Benchmarks

pg_fusion includes local diagnostic benchmarks. They are for engineering evaluation, not audited TPC-H publication.

Benchmark results should be read together with query plans and metrics. A pg_fusion query can be slower if scan, tuple decoding, Arrow encoding, or page transport dominates the DataFusion-side work.

Native TPC-H Harness

The supported TPC-H harness is the Rust binary crate:

benches/tpch/runner

It embeds the Apache-2.0 tpchgen crate, streams generated rows into PostgreSQL with COPY FROM STDIN, and uses native PostgreSQL numeric(15,2) and date columns.

The runner includes SQL templates from benches/tpch/queries/. Use those same files for manual psql checks; for example, q2 includes the canonical minimum-cost supplier subquery and should not be replaced with a simplified join shape when comparing against runner timings.

Prerequisites

Use release builds for benchmark runs; debug builds are too slow for meaningful timings.

For a local pgrx-managed PostgreSQL 17 cluster:

cargo pgrx init --pg17 /path/to/pg_config
cargo pgrx install --release -p pg_fusion --pg-config /path/to/pg_config

For an external PostgreSQL 17 installation:

cargo pgrx install --release -p pg_fusion --pg-config /path/to/pg_config

Set shared_preload_libraries = 'pg_fusion' before PostgreSQL starts.
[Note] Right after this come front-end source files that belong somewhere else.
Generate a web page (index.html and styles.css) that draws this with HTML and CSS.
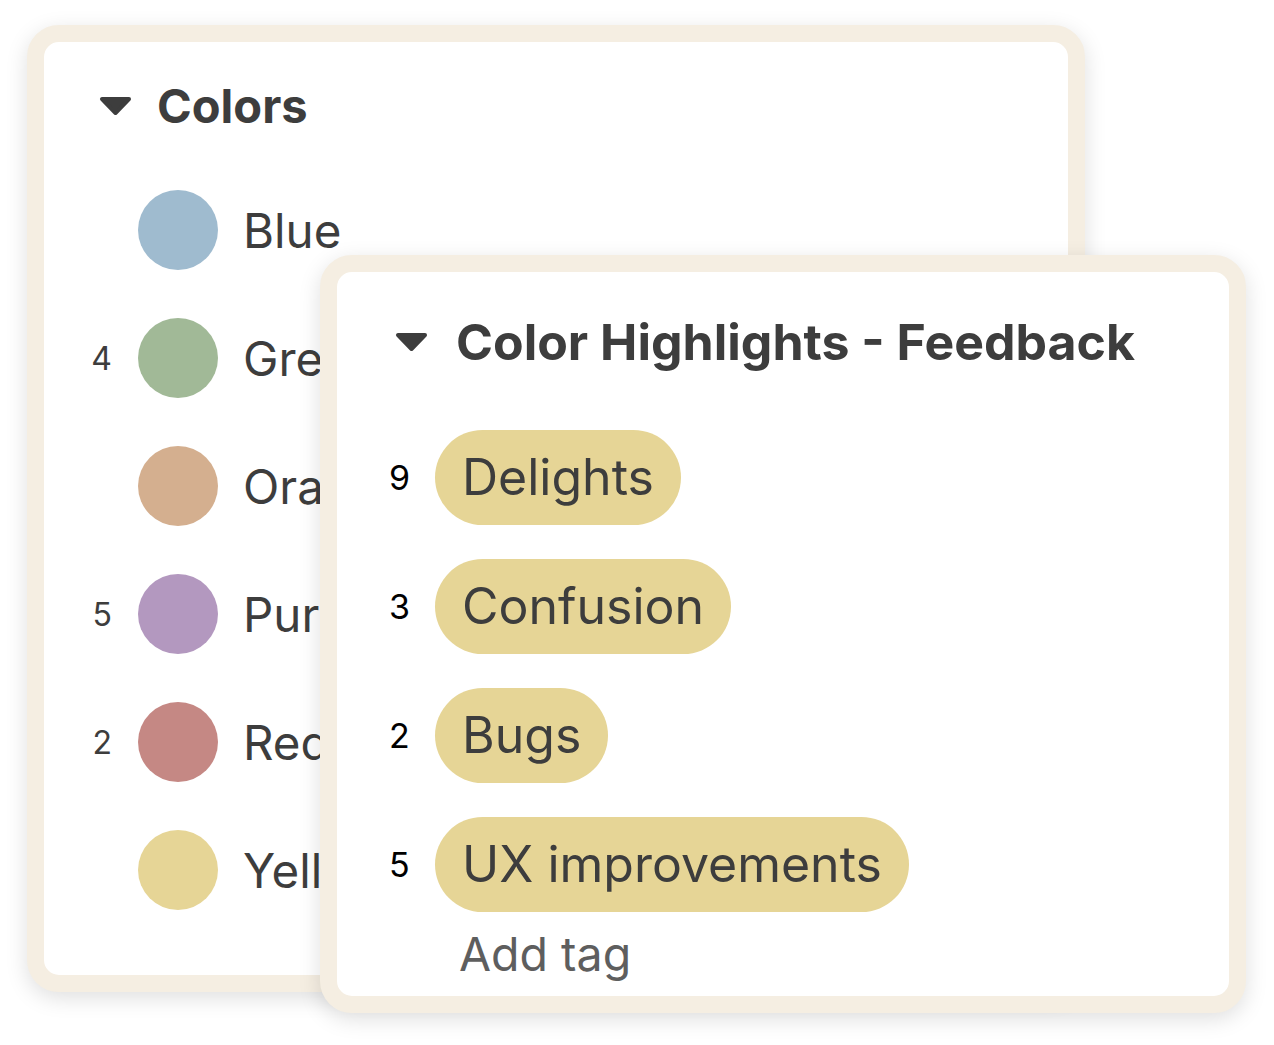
FILE: index.html
```html
<!DOCTYPE html>
<html lang="en">
<head>
<meta charset="UTF-8">
<title>Color tags</title>
<link rel="stylesheet" href="styles.css">
</head>
<body>

<div class="stage">

    <!-- back card: color list -->
    <div class="card card-back">
        <div class="card-head back-head">
            <svg class="caret" width="33" height="20" viewBox="0 0 33 20"><polygon points="3,3 30,3 16.5,17" fill="#3d3d3d" stroke="#3d3d3d" stroke-width="4" stroke-linejoin="round"/></svg>
            <h2>Colors</h2>
        </div>
        <ul class="color-list">
            <li><span class="count"></span><span class="dot blue"></span><span class="name">Blue</span></li>
            <li><span class="count">4</span><span class="dot green"></span><span class="name">Green</span></li>
            <li><span class="count"></span><span class="dot orange"></span><span class="name">Orange</span></li>
            <li><span class="count">5</span><span class="dot purple"></span><span class="name">Purple</span></li>
            <li><span class="count">2</span><span class="dot red"></span><span class="name">Red</span></li>
            <li><span class="count"></span><span class="dot yellow"></span><span class="name">Yellow</span></li>
        </ul>
    </div>

    <!-- front card: highlight tags -->
    <div class="card card-front">
        <div class="card-head front-head">
            <svg class="caret" width="33" height="20" viewBox="0 0 33 20"><polygon points="3,3 30,3 16.5,17" fill="#3d3d3d" stroke="#3d3d3d" stroke-width="4" stroke-linejoin="round"/></svg>
            <h2>Color Highlights - Feedback</h2>
        </div>
        <ul class="tag-list">
            <li><span class="count">9</span><span class="tag">Delights</span></li>
            <li><span class="count">3</span><span class="tag">Confusion</span></li>
            <li><span class="count">2</span><span class="tag">Bugs</span></li>
            <li><span class="count">5</span><span class="tag">UX improvements</span></li>
        </ul>
        <div class="add-tag">Add tag</div>
    </div>

</div>

</body>
</html>
```

FILE: styles.css
```css
body {
    margin: 0;
    background: #fff;
    font-family: Inter, "Noto Sans", sans-serif;
    color: #3d3d3d;
}
.stage {
    position: relative;
    box-sizing: border-box;
    width: 1274px;
    height: 1045px;
    padding: 25px 0 0 27px;
}
.card {
    box-sizing: border-box;
    background: #fff;
    border: 17px solid #f5eee2;
    border-radius: 32px;
    box-shadow: 0 6px 22px rgba(0, 0, 0, 0.13);
}
.card-back {
    width: 1058px;
    height: 967px;
}
.card-front {
    position: absolute;
    left: 320px;
    top: 255px;
    width: 926px;
    height: 758px;
}
.card-head {
    display: flex;
    align-items: center;
}
.card-head h2 {
    margin: 0;
    font-weight: 700;
    line-height: 56px;
}
.caret {
    display: block;
    flex: none;
}
.back-head {
    padding: 36px 0 0 55px;
    gap: 25px;
}
.back-head h2 {
    font-size: 47px;
}
.front-head {
    padding: 42px 0 0 58px;
    gap: 28px;
}
.front-head h2 {
    font-size: 50px;
}
ul {
    list-style: none;
    margin: 0;
    padding: 0;
}
.color-list {
    display: flex;
    flex-direction: column;
    gap: 48px;
    margin-top: 56px;
    padding-left: 44px;
}
.color-list li {
    display: flex;
    align-items: center;
    height: 80px;
}
.color-list .count {
    width: 24px;
    text-align: right;
    font-size: 32px;
    margin-right: 26px;
}
.dot {
    width: 80px;
    height: 80px;
    border-radius: 50%;
    margin-right: 25px;
    flex: none;
}
.dot.blue { background: #9fbbcf; }
.dot.green { background: #a1b997; }
.dot.orange { background: #d4af8f; }
.dot.purple { background: #b398bf; }
.dot.red { background: #c58884; }
.dot.yellow { background: #e6d596; }
.name {
    font-size: 47.5px;
}
.tag-list {
    display: flex;
    flex-direction: column;
    gap: 34px;
    margin-top: 60px;
    padding-left: 52px;
}
.tag-list li {
    display: flex;
    align-items: center;
}
.tag-list .count {
    width: 22px;
    font-size: 34px;
    color: #000;
    margin-right: 24px;
}
.tag {
    background: #e6d596;
    border-radius: 48px;
    height: 95px;
    line-height: 95px;
    padding: 0 27px;
    font-size: 50px;
}
.add-tag {
    font-size: 46.5px;
    color: #5e5e5e;
    margin: 14px 0 0 122px;
}
```
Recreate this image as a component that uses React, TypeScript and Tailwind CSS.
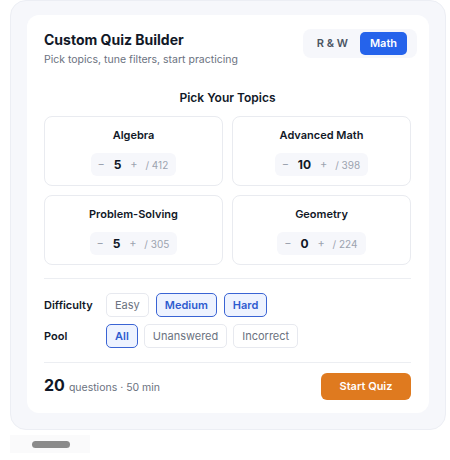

For stable TPC-H runs, also size the page pool, scan slots, control rings, DataFusion worker memory, and runtime filter pool. One useful 16 GiB development profile is in Quick Start; the TPC-H README has the SF10 profile and hash-join memory notes. All GUCs and sizing tradeoffs are listed in Configuration. After changing preload or postmaster-level pg_fusion settings, restart PostgreSQL, then run cargo pgrx start pg17 -p pg_fusion and cargo pgrx run --release pg17 -p pg_fusion for a pgrx-managed cluster. Run CREATE EXTENSION IF NOT EXISTS pg_fusion; in the benchmark database. The TPC-H runner toggles pg_fusion.enable itself and sets max_parallel_workers_per_gather from --parallel-workers.

PostgreSQL Connection

Use --dbname / -d, --host, --port, and --user / -U for explicit connections. The runner also reads PGDATABASE, PGHOST, PGPORT, PGUSER, and PGPASSWORD. Passwords should use PGPASSWORD; there is no --password flag.

PGPASSWORD=secret cargo run --release -p pg_fusion_tpch -- \
  --host localhost \
  --port 5432 \
  --user postgres \
  --dbname pg_fusion \
  --scale-factor 0.01

Quick Run

From the repository root:

cargo run --release -p pg_fusion_tpch -- \
  --dbname pg_fusion \
  --scale-factor 0.01 \
  --runs 3 \
  --warmup 1

By default, the runner:

recreates the benchmark schema;
streams generated TPC-H data into PostgreSQL;
analyzes the tables;
runs each query with pg_fusion.enable = off;
runs each query with pg_fusion.enable = on;
alternates measured modes to reduce hot-cache ordering bias;
writes CSV and JSON summaries.

Reuse An Existing Schema

cargo run --release -p pg_fusion_tpch -- \
  --dbname pg_fusion \
  --no-prepare \
  --queries q01,q03,q06

For a focused q2 diagnostic, use --queries q02 --runs 1 --warmup 0. The runner still performs vanilla and Fusion EXPLAIN preflights, executes both modes through COPY ... TO STDOUT, and compares the resulting CSV bytes.

Result Statuses

ok: PostgreSQL and pg_fusion both succeeded and returned matching rows.
mismatch: both succeeded but byte-identical output differed.
fusion_fail: vanilla preflight succeeded, but pg_fusion failed or did not plan through PgFusionScan.
pg_fail: PostgreSQL failed, so the comparison is invalid.

Report Output

The console report shows median latency for measured runs. speedup is pg_median_ms / fusion_median_ms, so values above 1 mean pg_fusion was faster. The JSON artifact includes raw timings, row counts, result hashes, PostgreSQL metadata, and pg_fusion extension version when available. For runtime diagnostics, use Metrics.

Useful Query Groups

For scan and encoding experiments, start with:

q01;
q06;
q14;
q19.

For joins and grouped aggregation, inspect:

q03;
q05;
q10;
q12.

The remaining canonical-derived queries are useful for planner coverage and failure reporting.

Row Encoder Microbenchmark

To isolate PostgreSQL-free Rust page encoding work, run the Criterion benchmark:

cargo bench -p row_encoder --bench q05_encode

This is not a vanilla-vs-Fusion TPC-H run. The benchmark name reflects its q05-shaped input fixture. If PG_FUSION_TPCH_DIR points to compatible CSV files, the benchmark uses them; otherwise it falls back to a deterministic synthetic fixture.